Vous avez parlé de la nécessité d'être détendu en cabine pour faire du bon travail. Décrivez-nous comment atteindre cet état idéal...
Imaginez que vous êtes dans une bulle, en respirant lentement. Mon mantra préféré était : « C’est le moment ! … tout le reste peut attendre maintenant »). Je réussissais à me détendre en cabine bien plus facilement que dans d’autres situations. Sauf peut-être lors d’une IRM ! Le monde est à l’extérieur, je peux me détendre et respirer, personne ne va me déranger. J’admets que c’est un peu étrange.
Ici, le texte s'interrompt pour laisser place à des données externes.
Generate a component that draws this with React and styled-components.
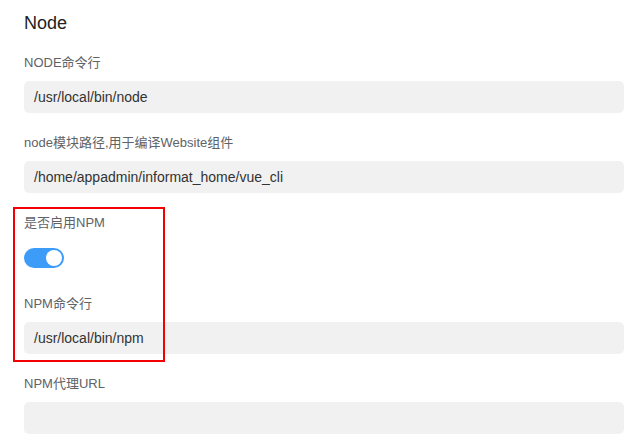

Parlez-moi de votre doctorat...
En 2010, j’ai décidé de continuer mes études. D’abord pour faire un master à l’American Military University. Je m’intéressais aux études militaires. J’avais fait beaucoup de recherches pendant mes années au TPIY sur des sujets militaires. Ayant fini mon master en 2013, j’ai décidé de faire un doctorat en histoire et mémoire. Je voulais me pencher sur les raisons pour lesquelles la mémoire de la Première guerre mondiale est si importante en Serbie aujourd’hui. Ce thème est devenu ma thèse, que j’ai soutenue en 2021. J’ai ensuite écrit un livre basé sur cette thèse et il devrait être publié cette année, sous le titre « Tout passe sauf le passé ». Malheureusement, c’est vrai.